* Begin *

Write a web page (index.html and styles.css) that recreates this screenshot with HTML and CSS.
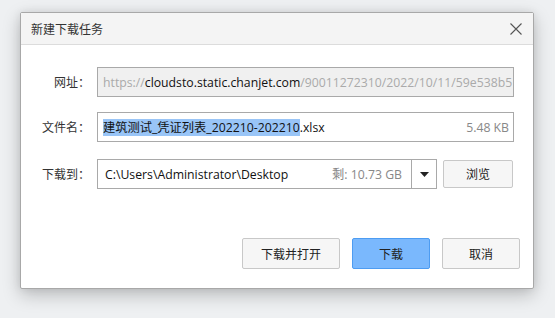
FILE: index.html
```html
<!DOCTYPE html>
<html lang="zh-CN">
<head>
<meta charset="utf-8">
<link rel="stylesheet" href="styles.css">
</head>
<body>
<div class="dialog">
  <div class="titlebar">
    <span class="title">新建下载任务</span>
    <svg class="close" width="12" height="12" viewBox="0 0 12 12"><path d="M0.5 0.5 L11.5 11.5 M11.5 0.5 L0.5 11.5" stroke="#555" stroke-width="1.1" fill="none"/></svg>
  </div>
  <div class="form">
    <div class="row">
      <label class="label">网址：</label>
      <div class="field disabled">
        <span class="dim">https://</span><span class="dark">cloudsto.static.chanjet.com</span><span class="dim">/90011272310/2022/10/11/59e538b5</span>
      </div>
    </div>
    <div class="row">
      <label class="label">文件名：</label>
      <div class="field">
        <span class="name"><span class="sel">建筑测试_凭证列表_202210-202210</span>.xlsx</span>
        <span class="size">5.48 KB</span>
      </div>
    </div>
    <div class="row row3">
      <label class="label">下载到：</label>
      <div class="field path">
        <span class="name">C:\Users\Administrator\Desktop</span>
        <span class="size free">剩: 10.73 GB</span>
        <span class="drop"><svg width="9" height="5" viewBox="0 0 9 5"><path d="M0 0 H9 L4.5 5 Z" fill="#222"/></svg></span>
      </div>
      <button class="btn browse">浏览</button>
    </div>
  </div>
  <div class="actions">
    <button class="btn wide">下载并打开</button>
    <button class="btn primary">下载</button>
    <button class="btn">取消</button>
  </div>
</div>
</body>
</html>
```
FILE: styles.css
```css
html, body {
  margin: 0;
  padding: 0;
}
body {
  width: 555px;
  height: 318px;
  background: #eef0f2;
  font-family: "Open Sans", "Noto Sans CJK SC", sans-serif;
  font-size: 12px;
  color: #333;
  overflow: hidden;
  padding-top: 12px;
  box-sizing: border-box;
}
.dialog {
  margin-left: 20px;
  width: 514px;
  height: 277px;
  box-sizing: border-box;
  background: #fff;
  border: 1px solid #a8a8a8;
  border-radius: 2px;
  box-shadow: 0 6px 18px rgba(0, 0, 0, 0.22), 0 0 8px rgba(0, 0, 0, 0.08);
  display: flex;
  flex-direction: column;
}
.titlebar {
  height: 31px;
  background: #f4f4f4;
  border-bottom: 1px solid #dcdcdc;
  display: flex;
  align-items: center;
  justify-content: space-between;
  padding: 0 11px 0 10px;
}
.title {
  color: #333;
}
.close {
  display: block;
}
.form {
  padding-top: 22px;
  display: flex;
  flex-direction: column;
  gap: 15px;
}
.row {
  display: flex;
  align-items: center;
}
.row3 {
  margin-top: 2px;
}
.label {
  width: 69px;
  text-align: right;
  margin-right: 7px;
  color: #333;
}
.field {
  width: 417px;
  height: 30px;
  box-sizing: border-box;
  border: 1px solid #a9a9a9;
  background: #fff;
  display: flex;
  align-items: center;
  padding: 0 4px 0 5px;
  white-space: nowrap;
  overflow: hidden;
  color: #111;
  font-size: 12.25px;
}
.field.disabled {
  background: #f0f0f0;
  padding-left: 5px;
}
.dim {
  color: #aaa;
}
.dark {
  color: #111;
}
.name {
  flex: 1;
}
.sel {
  background: #99c5f7;
}
.size {
  color: #888;
}
.path {
  width: 340px;
  padding-right: 0;
  padding-left: 7px;
}
.free {
  margin-right: 9px;
}
.drop {
  width: 24px;
  height: 100%;
  border-left: 1px solid #a9a9a9;
  display: flex;
  align-items: center;
  justify-content: center;
}
.drop svg {
  display: block;
}
.btn {
  font-family: inherit;
  font-size: 12px;
  color: #222;
  background: #f6f6f6;
  border: 1px solid #c8c8c8;
  border-radius: 2px;
  width: 78px;
  height: 31px;
  padding: 0;
}
.browse {
  width: 70px;
  height: 28px;
  margin-left: 6px;
}
.actions {
  margin-top: auto;
  margin-bottom: 19px;
  display: flex;
  justify-content: flex-end;
  gap: 12px;
  padding-right: 13px;
}
.wide {
  width: 98px;
}
.primary {
  background: #7ab8fd;
  border-color: #4d9cf2;
}
```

* End *

Give an exact reproduction of every line, leaving out any picture.

## COMPLETE ANSWER
Write a web page (index.html and styles.css) that recreates this screenshot with HTML and CSS.
FILE: index.html
```html
<!DOCTYPE html>
<html lang="zh-CN">
<head>
<meta charset="utf-8">
<link rel="stylesheet" href="styles.css">
</head>
<body>
<div class="dialog">
  <div class="titlebar">
    <span class="title">新建下载任务</span>
    <svg class="close" width="12" height="12" viewBox="0 0 12 12"><path d="M0.5 0.5 L11.5 11.5 M11.5 0.5 L0.5 11.5" stroke="#555" stroke-width="1.1" fill="none"/></svg>
  </div>
  <div class="form">
    <div class="row">
      <label class="label">网址：</label>
      <div class="field disabled">
        <span class="dim">https://</span><span class="dark">cloudsto.static.chanjet.com</span><span class="dim">/90011272310/2022/10/11/59e538b5</span>
      </div>
    </div>
    <div class="row">
      <label class="label">文件名：</label>
      <div class="field">
        <span class="name"><span class="sel">建筑测试_凭证列表_202210-202210</span>.xlsx</span>
        <span class="size">5.48 KB</span>
      </div>
    </div>
    <div class="row row3">
      <label class="label">下载到：</label>
      <div class="field path">
        <span class="name">C:\Users\Administrator\Desktop</span>
        <span class="size free">剩: 10.73 GB</span>
        <span class="drop"><svg width="9" height="5" viewBox="0 0 9 5"><path d="M0 0 H9 L4.5 5 Z" fill="#222"/></svg></span>
      </div>
      <button class="btn browse">浏览</button>
    </div>
  </div>
  <div class="actions">
    <button class="btn wide">下载并打开</button>
    <button class="btn primary">下载</button>
    <button class="btn">取消</button>
  </div>
</div>
</body>
</html>
```
FILE: styles.css
```css
html, body {
  margin: 0;
  padding: 0;
}
body {
  width: 555px;
  height: 318px;
  background: #eef0f2;
  font-family: "Open Sans", "Noto Sans CJK SC", sans-serif;
  font-size: 12px;
  color: #333;
  overflow: hidden;
  padding-top: 12px;
  box-sizing: border-box;
}
.dialog {
  margin-left: 20px;
  width: 514px;
  height: 277px;
  box-sizing: border-box;
  background: #fff;
  border: 1px solid #a8a8a8;
  border-radius: 2px;
  box-shadow: 0 6px 18px rgba(0, 0, 0, 0.22), 0 0 8px rgba(0, 0, 0, 0.08);
  display: flex;
  flex-direction: column;
}
.titlebar {
  height: 31px;
  background: #f4f4f4;
  border-bottom: 1px solid #dcdcdc;
  display: flex;
  align-items: center;
  justify-content: space-between;
  padding: 0 11px 0 10px;
}
.title {
  color: #333;
}
.close {
  display: block;
}
.form {
  padding-top: 22px;
  display: flex;
  flex-direction: column;
  gap: 15px;
}
.row {
  display: flex;
  align-items: center;
}
.row3 {
  margin-top: 2px;
}
.label {
  width: 69px;
  text-align: right;
  margin-right: 7px;
  color: #333;
}
.field {
  width: 417px;
  height: 30px;
  box-sizing: border-box;
  border: 1px solid #a9a9a9;
  background: #fff;
  display: flex;
  align-items: center;
  padding: 0 4px 0 5px;
  white-space: nowrap;
  overflow: hidden;
  color: #111;
  font-size: 12.25px;
}
.field.disabled {
  background: #f0f0f0;
  padding-left: 5px;
}
.dim {
  color: #aaa;
}
.dark {
  color: #111;
}
.name {
  flex: 1;
}
.sel {
  background: #99c5f7;
}
.size {
  color: #888;
}
.path {
  width: 340px;
  padding-right: 0;
  padding-left: 7px;
}
.free {
  margin-right: 9px;
}
.drop {
  width: 24px;
  height: 100%;
  border-left: 1px solid #a9a9a9;
  display: flex;
  align-items: center;
  justify-content: center;
}
.drop svg {
  display: block;
}
.btn {
  font-family: inherit;
  font-size: 12px;
  color: #222;
  background: #f6f6f6;
  border: 1px solid #c8c8c8;
  border-radius: 2px;
  width: 78px;
  height: 31px;
  padding: 0;
}
.browse {
  width: 70px;
  height: 28px;
  margin-left: 6px;
}
.actions {
  margin-top: auto;
  margin-bottom: 19px;
  display: flex;
  justify-content: flex-end;
  gap: 12px;
  padding-right: 13px;
}
.wide {
  width: 98px;
}
.primary {
  background: #7ab8fd;
  border-color: #4d9cf2;
}
```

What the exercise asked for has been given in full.